In a class or writers group, your audience is pre-selected. The benefit here is that you are often receiving guidance on the process, learning the language of writing and actively practicing and talking about the craft. Since your fellow writers are doing the same, you have a shared base of knowledge from which to work. When you are seeking out readers, you might choose a mix of writerly friends and people you know to be avid readers. Realize that friends and family members may have the added burden of being concerned about hurting your feelings, especially if they are not well versed in the art of constructive critique. Keep this in mind as you choose readers and if you do choose to ask the favor, request honesty (and make sure you’re ready for it). When working with writers as readers, your commenters are likely to focus on craft and have an understanding of the language in which to discuss those issues. With non-writing readers, you may have to do some of the translating of their concerns and feelings. If they were bored during page two through four, for example, then those are areas where you may need to build tension or pare out unnecessary details.
2. Understand your own major concerns about the work.
Take time to develop a list of your concerns about the work and its craft. Make sure these are specific: “At the end, is it clear Mary isn’t going to leave with Joe?” When questions are too General—“Is the end clear?”—the issue can be harder to explore and can even result in misunderstandings. Keep these questions to yourself to begin with. Look this list over right before you receive your feedback so you can see what’s said about those issues by readers of their own volition. Save the remaining issues for after your reader has completed his or her own thoughts on the piece.

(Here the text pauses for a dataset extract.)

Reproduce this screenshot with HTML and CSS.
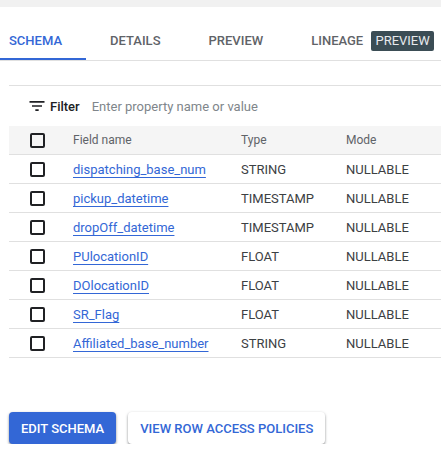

3. Follow your reader, don’t lead.
Give any reader the opportunity to share their thoughts and work from their initial impressions without any leading on your part. Your well intentioned questions or comments might focus the reader in a way that takes them away from their own impressions, or makes them place importance on issues that might not have come up for them in their own unguided reading of the work. I’ve seen this happen time and again in workshop where a seemingly innocent comment made when passing out the story will direct a large course of the commentary. This can detract from other, perhaps more important, issues about the work.
This is your number one priority when receiving feedback. It seems obvious, but we live in such a fast-paced society that people are often thinking of what they are going to say next or how they might respond before the speaker has even finished their thought. When getting feedback, take yourself out the equation entirely. Simply listen, only asking for clarification if necessary. You might find it helpful to take notes, particularly if you are getting feedback from a group. When it sounds like your reader is finished, wait just a bit longer. You might be surprised what comes up in that brief silence that might not have otherwise. (If the feedback comes to you written, like an email, make sure to keep it and reread it several times.)
5. Ask questions.
Once you have given your reader an opportunity to have his or her say (unguided), take some time to ask follow up questions to address concerns that the reader didn’t address on his or her own. This is where that list from point #2 can come in handy. This is also a good time to prompt readers who might not be familiar with the reading process with questions like these: Were there moments that you found dull? Where were they? Moments where you forgot you were reading because you were just in the story? Did you like the main character? Did you understand why she or he did [specific action]? If you get brief or vague feedback, these sorts of questions can give a reader some direction.
6. Make a master manuscript.
You will likely come out of this experience with lots of bits and pieces—your own notes, line edits, thoughts and readers’ notes. A “master manuscript” can make this whole process more manageable. Using a clean manuscript, go through everything and make notations of strong spots and suggestions in the margins as well as in a list at the end of the story. Use this process as a way to weed out comments that are way off the mark of what you are intending to do with the story. If you are unsure of a comment or not entirely convinced it is a throw away, mark it on your master manuscript. Give each suggestion due consideration, imagining what could happen if you did take it before dismissing it. In the case of conflicting commentary, mark both sides. Point out strong moments, too, so you can make sure to preserve that strength when revising. Let this master manuscript sit for a bit. Give yourself a break from the story and the process. You still have a document that encompasses all the relevant comments so you won’t forget them and you will likely gain even more perspective as time goes by. When you return to the master manuscript, you may find you can more easily eliminate or implement certain suggestions. As you revise, keep outstanding suggestions or questions and transfer them over to the new draft. As you continue revising, you will get a better sense of what belongs and that doesn’t. Sometimes you will resolve those outstanding issues simply by trying the suggestion to see how it pans out. You may make discoveries with a conditional revision that leads you in an appropriate direction.
7. Trust yourself.
Based on the feedback you receive, you should challenge your preconceived notions, take risks, try things that have promise, even if it seems like they may not pan out. In the end, however, the decisions are yours to make. Don’t keep a revision that feels wrong, no matter who the suggestion comes from. Ultimately, the story is yours and you are best situated to make decisions about it.